— Par Jean Ortiz —
La nuit debout… Debout tout le temps. Même sous la pluie crachineuse. Et la colère à fleur de peau. A Pau comme ailleurs, le mouvement « Nuit debout » se cherche et tente de s’organiser.
Il voudrait « debouïser », sortir du « sommeil », du désenchantement, tous ceux que l’on oblige à se résigner. Ils sont des dizaines, majoritairement jeunes, à passer nombreux de la manif (du matin) au cercle de la parole libérée, à partir de 19h. Un nouvel espace politique autogéré. D’autres n’ont « pas manifesté avec les syndicats » par peur « d’être récupérés ». Ce souci se dilue au fil des interventions, accueillies respectueusement, avec qualité d’écoute, d’intérêt, et mains agitées d’approbation.

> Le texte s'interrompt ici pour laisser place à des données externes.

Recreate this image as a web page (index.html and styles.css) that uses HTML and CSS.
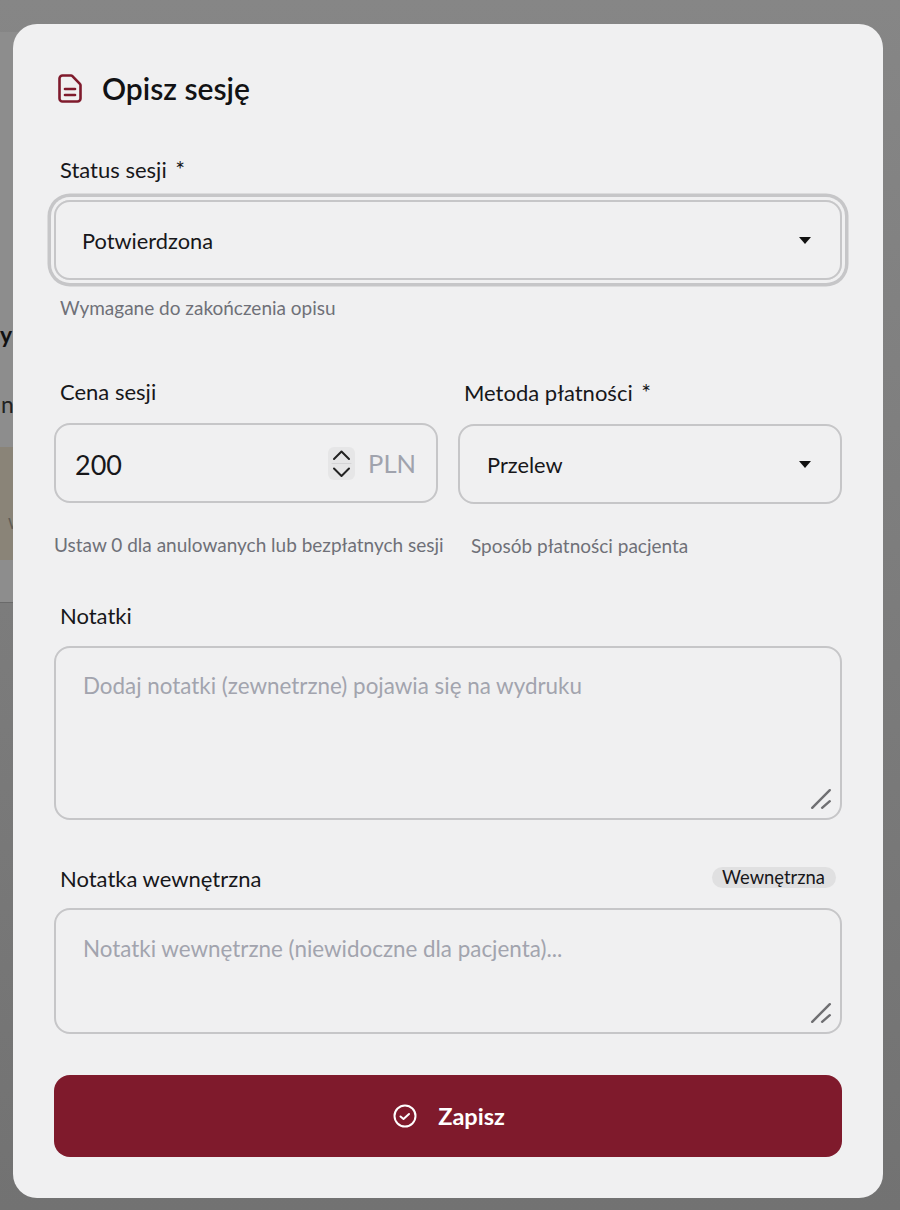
FILE: index.html
```html
<!DOCTYPE html>
<html lang="pl">
<head>
    <meta charset="UTF-8">
    <meta name="viewport" content="width=device-width, initial-scale=1.0">
    <title>Opisz sesję</title>
    <link rel="stylesheet" href="styles.css">
</head>
<body>
    <!-- Strona pod modalem -->
    <div class="backdrop">
        <div class="page-panel"></div>
        <span class="peek peek-name">yn</span>
        <span class="peek peek-sub">n</span>
        <div class="peek-card"><span class="peek-card-text">W</span></div>
    </div>

    <div class="modal">
        <div class="modal-title">
            <svg class="title-icon" viewBox="0 0 24 29" fill="none" stroke="#7f1a2c" stroke-width="2.6" stroke-linecap="round" stroke-linejoin="round">
                <path d="M4.5 1.5h8.5a2 2 0 0 1 1.4.6l7.5 7.8a2 2 0 0 1 .6 1.4v13.2a3 3 0 0 1-3 3h-15a3 3 0 0 1-3-3v-20a3 3 0 0 1 3-3z"/>
                <path d="M7 15h10"/>
                <path d="M7 21h10"/>
            </svg>
            <h2>Opisz sesję</h2>
        </div>

        <!-- Status -->
        <div class="section section-status">
            <label class="field-label">Status sesji <span class="req">*</span></label>
            <div class="field field-focus">
                <span>Potwierdzona</span>
                <span class="caret"></span>
            </div>
            <small class="hint">Wymagane do zakończenia opisu</small>
        </div>

        <!-- Cena i platnosc -->
        <div class="row">
            <div class="col">
                <label class="field-label">Cena sesji</label>
                <div class="field field-price">
                    <span class="price-value">200</span>
                    <span class="spinner">
                        <svg viewBox="0 0 27 33" fill="none" stroke="#222" stroke-width="2" stroke-linecap="round" stroke-linejoin="round">
                            <path d="M6 12l7.5-7.5L21 12"/>
                            <path d="M6 21.5l7.5 7.5L21 21.5"/>
                            <path d="M4 16.5h19" stroke="#d4d4d6" stroke-width="1"/>
                        </svg>
                    </span>
                    <span class="currency">PLN</span>
                </div>
                <small class="hint hint-price">Ustaw 0 dla anulowanych lub bezpłatnych sesji</small>
            </div>
            <div class="col">
                <label class="field-label">Metoda płatności <span class="req">*</span></label>
                <div class="field field-method">
                    <span>Przelew</span>
                    <span class="caret"></span>
                </div>
                <small class="hint hint-method">Sposób płatności pacjenta</small>
            </div>
        </div>

        <!-- Notatki -->
        <div class="section section-notes">
            <label class="field-label">Notatki</label>
            <div class="area area-notes">
                <span class="placeholder">Dodaj notatki (zewnetrzne) pojawia się na wydruku</span>
                <svg class="grip" viewBox="0 0 20 20" stroke="#6f6f72" stroke-width="2.2" stroke-linecap="round">
                    <path d="M2 18L18 2"/>
                    <path d="M11 18l7-6"/>
                </svg>
            </div>
        </div>

        <!-- Notatka wewnetrzna -->
        <div class="section">
            <div class="label-row">
                <label class="field-label">Notatka wewnętrzna</label>
                <span class="badge">Wewnętrzna</span>
            </div>
            <div class="area area-internal">
                <span class="placeholder">Notatki wewnętrzne (niewidoczne dla pacjenta)...</span>
                <svg class="grip" viewBox="0 0 20 20" stroke="#6f6f72" stroke-width="2.2" stroke-linecap="round">
                    <path d="M2 18L18 2"/>
                    <path d="M11 18l7-6"/>
                </svg>
            </div>
        </div>

        <button class="button">
            <svg viewBox="0 0 24 24" fill="none" stroke="#fff" stroke-width="2" stroke-linecap="round" stroke-linejoin="round">
                <circle cx="12" cy="12" r="10.5"/>
                <path d="M7.5 12.5l3 2.5 5.5-5"/>
            </svg>
            Zapisz
        </button>
    </div>
</body>
</html>
```
FILE: styles.css
```css
* {
    box-sizing: border-box;
}

body {
    margin: 0;
    height: 1210px;
    overflow: hidden;
    position: relative;
    font-family: 'Lato', 'Open Sans', sans-serif;
    background: linear-gradient(to bottom, #868686, #727272);
    color: #17171a;
}

.backdrop {
    position: absolute;
    inset: 0;
    overflow: hidden;
}

.page-panel {
    position: absolute;
    left: 0;
    top: 32px;
    width: 20px;
    height: 571px;
    background-color: #8d8d8d;
    border-bottom: 1px solid #6a6a6a;
}

.peek {
    position: absolute;
    left: 0;
    color: #111;
}

.peek-name {
    top: 320px;
    font-size: 23px;
    font-weight: 700;
}

.peek-sub {
    top: 390px;
    left: 1px;
    font-size: 23px;
    color: #222;
}

.peek-card {
    position: absolute;
    left: 0;
    top: 447px;
    width: 20px;
    height: 113px;
    background-color: #8a8478;
}

.peek-card-text {
    position: absolute;
    left: 8px;
    top: 67px;
    font-size: 15px;
    color: #5f5c56;
}

.modal {
    position: absolute;
    left: 13px;
    top: 24px;
    width: 870px;
    height: 1174px;
    padding: 43px 41px 0;
    background-color: #f0f0f1;
    border-radius: 24px;
}

.modal-title {
    display: flex;
    align-items: center;
    gap: 20px;
    height: 42px;
    padding-left: 4px;
}

.title-icon {
    width: 24px;
    height: 29px;
}

h2 {
    margin: 0;
    font-size: 30px;
    font-weight: 600;
    color: #121214;
}

.section-status {
    margin-top: 46px;
}

.field-label {
    display: block;
    padding-left: 6px;
    font-size: 22px;
    line-height: 28px;
    color: #17171a;
}

.req {
    margin-left: 3px;
    font-size: 23px;
}

.field {
    display: flex;
    align-items: center;
    justify-content: space-between;
    height: 80px;
    margin-top: 17px;
    padding: 0 29px 0 26px;
    font-size: 21.8px;
    border: 2px solid #c6c6c8;
    border-radius: 16px;
}

.field-focus {
    margin-top: 16px;
    box-shadow: 0 0 0 3px #f0f0f1, 0 0 0 6.5px #c6c6c8;
}

.field-method {
    padding-left: 27px;
}

.caret {
    width: 0;
    height: 0;
    border-left: 6px solid transparent;
    border-right: 6px solid transparent;
    border-top: 7px solid #111;
}

.hint {
    display: block;
    padding-left: 6px;
    font-size: 19px;
    line-height: 24px;
    color: #6f7078;
}

.section-status .hint {
    margin-top: 16px;
}

.row {
    display: grid;
    grid-template-columns: 384px 384px;
    gap: 20px;
    margin-top: 58px;
}

.field-price {
    padding: 0 20px 0 19px;
}

.price-value {
    flex: 1;
    padding-top: 3px;
    font-size: 27px;
}

.spinner {
    display: flex;
    align-items: center;
    justify-content: center;
    width: 27px;
    height: 33px;
    margin-right: 13px;
    background-color: #e6e6e7;
    border-radius: 6px;
}

.spinner svg {
    width: 27px;
    height: 33px;
}

.currency {
    font-size: 25.5px;
    color: #a0a3ad;
}

.hint-price {
    margin-top: 30px;
    padding-left: 0;
    white-space: nowrap;
}

.hint-method {
    margin-top: 30px;
    padding-left: 13px;
}

.section-notes {
    margin-top: 44px;
}

.area {
    position: relative;
    margin-top: 16px;
    padding: 24px 27px;
    font-size: 22.4px;
    line-height: 28px;
    border: 2px solid #c6c6c8;
    border-radius: 16px;
}

.area-notes {
    height: 174px;
    margin-bottom: 45px;
}

.area-internal {
    height: 126px;
    margin-top: 15px;
    padding-top: 25px;
}

.placeholder {
    color: #a2a4ae;
}

.grip {
    position: absolute;
    right: 8px;
    bottom: 8px;
    width: 22px;
    height: 22px;
}

.label-row {
    display: flex;
    align-items: center;
    justify-content: space-between;
}

.badge {
    margin-right: 6px;
    margin-bottom: 3px;
    padding: 0 11px 0 10px;
    font-size: 18.4px;
    line-height: 21px;
    background-color: #e0e0e1;
    border-radius: 11px;
}

.button {
    display: flex;
    align-items: center;
    justify-content: center;
    gap: 21px;
    width: 788px;
    height: 82px;
    margin-top: 41px;
    padding: 0 0 0 2px;
    font-family: inherit;
    font-size: 23.5px;
    font-weight: 700;
    color: #fff;
    background-color: #7f1a2c;
    border: none;
    border-radius: 16px;
}

.button svg {
    width: 24px;
    height: 24px;
}
```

La plupart de ces « insomniaques assumés » ne croient plus aux formes traditionnelles, délégataires, professionnelles, de « la politique », mais ils sont bel et bien « politiques ». S’ils rêvent, c’est parce qu’ils sont lucides. Ils veulent simplement qu’on ne leur vole plus leur vie ; ils cherchent des formes nouvelles de citoyenneté, d’auto-organisation. Beaucoup restent méfiants, échaudés par « la classe politique ».
La plupart veut sortir du cadre « pourri » du système « dégueulasse », injuste, faire de la politique autrement, changer les règles du « cirque», s’approprier la construction d’une démocratie vraiment citoyenne, participative, « sans leaders ». Le mot « révolution » ne leur fait pas peur ; leur critique sociale s’avère radicale.
Ils parlent peu d’élections, de « primaires ». La coordinatrice passe le Capes cette semaine… Ils se sentent « trahis par la gauche », surtout par François Hollande et le PS. Mais la tendance est parfois à mettre tout le monde dans le même sac. Il y a là une majorité de « sans carte», de libertaires, d’utopistes concrets, d’occitanistes révolutionnaires, de « marxistes », quelques militants CGT, de « Solidaires », des « gauchistes », des écolos locaux , des « zadistes », des « marginaux » par rejet de la société actuelle et qui ont les pieds bien sur terre, peu de communistes… Aucune « personnalité ».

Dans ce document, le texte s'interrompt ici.